Gillian Anderson (interprète de Bedelia Du Maurier) : Bon alors là, j’avoue que c’est le fan de l’actrice qui parle. Je n’y peux rien et je ne me l’explique pas, mais quand Gillian Anderson est à l’écran, je suis happé, captivé, hypnotisé. Elle n’a pourtant pas un rôle des plus intéressants – elle joue la psy d’Hannibal – et elle est même plutôt mal servie par la saison 3 (hormis quelques scènes avec notamment Zachary Quinto qu’on aime aussi très fort) mais elle n’a rien perdu de son charisme légendaire. Plus proche de Stella Gibson (The Fall) que de Dana Scully (X-Files), Bedelia marque une nouvelle étape dans la carrière décidément très réussie de Gillian.

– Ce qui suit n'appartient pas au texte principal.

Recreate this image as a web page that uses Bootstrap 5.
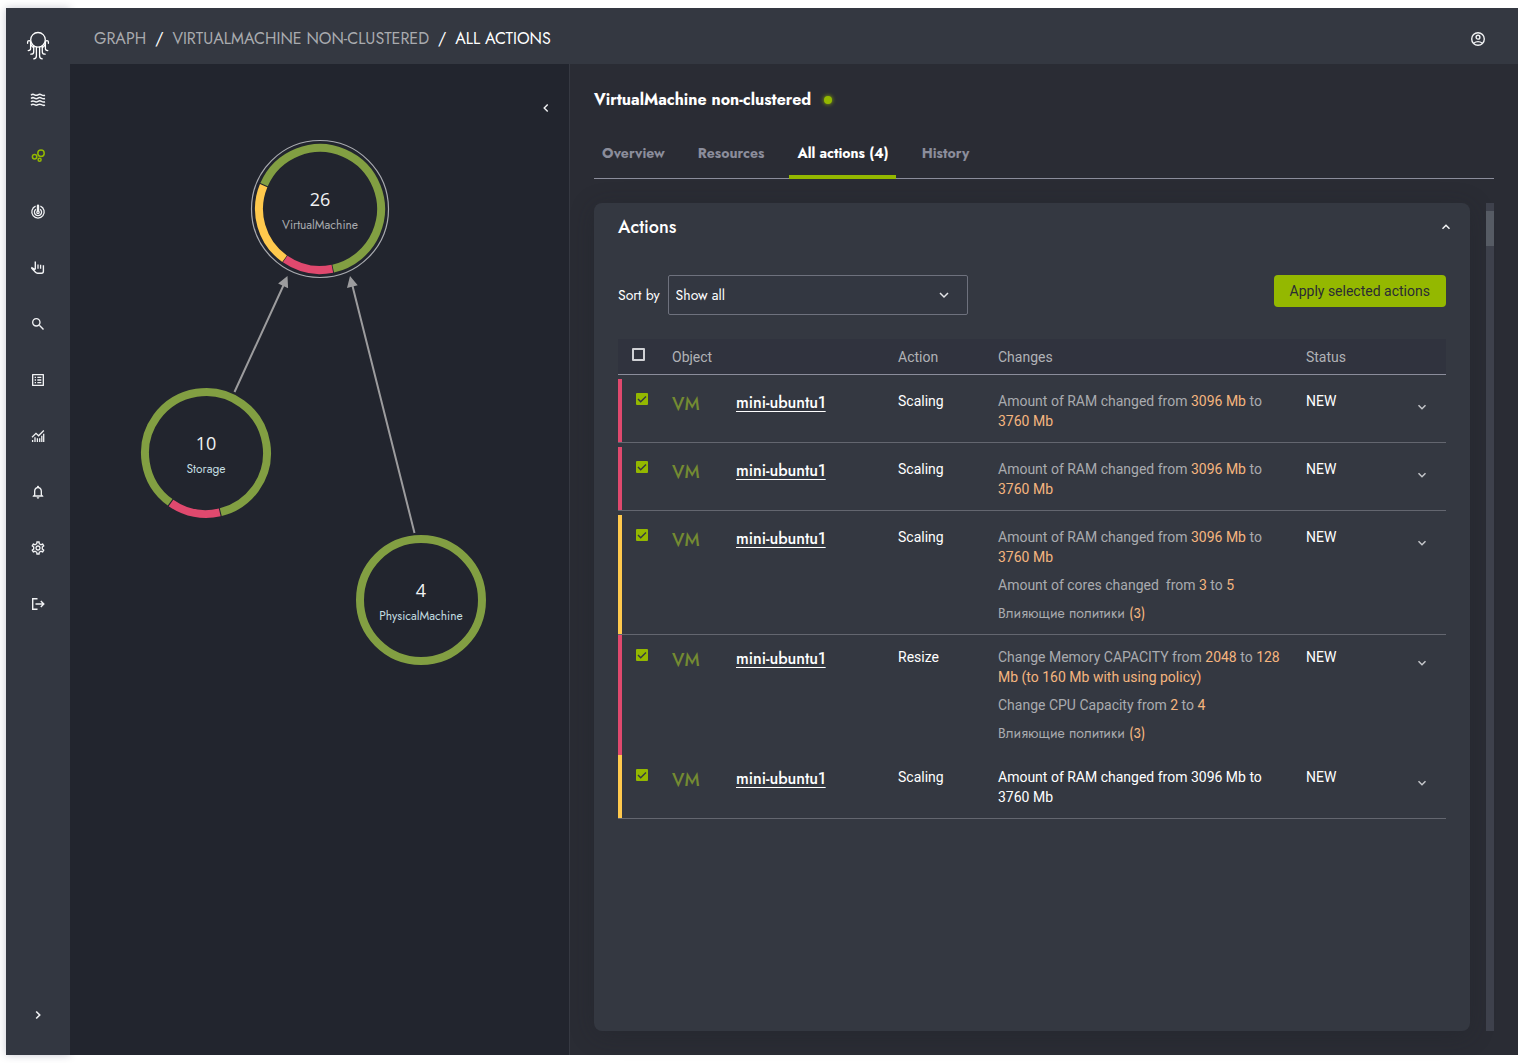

La série a été souvent critiquée pour sa noirceur, pour sa lenteur ou pour ses digressions à ses débuts. Mais c’est une franche réussite : captivante, angoissante, parfois sordide, elle nous a plongé dans un univers malsain mais terriblement élégant. Comme si les bonnes manières servaient à compenser l’amoralité. Hannibal ne se regarde pas à la légère mais elle compte sans aucun doute parmi les meilleures séries proposées par les networks ces dernières années. A déguster avec finesse pour ceux qui seraient passés à côté.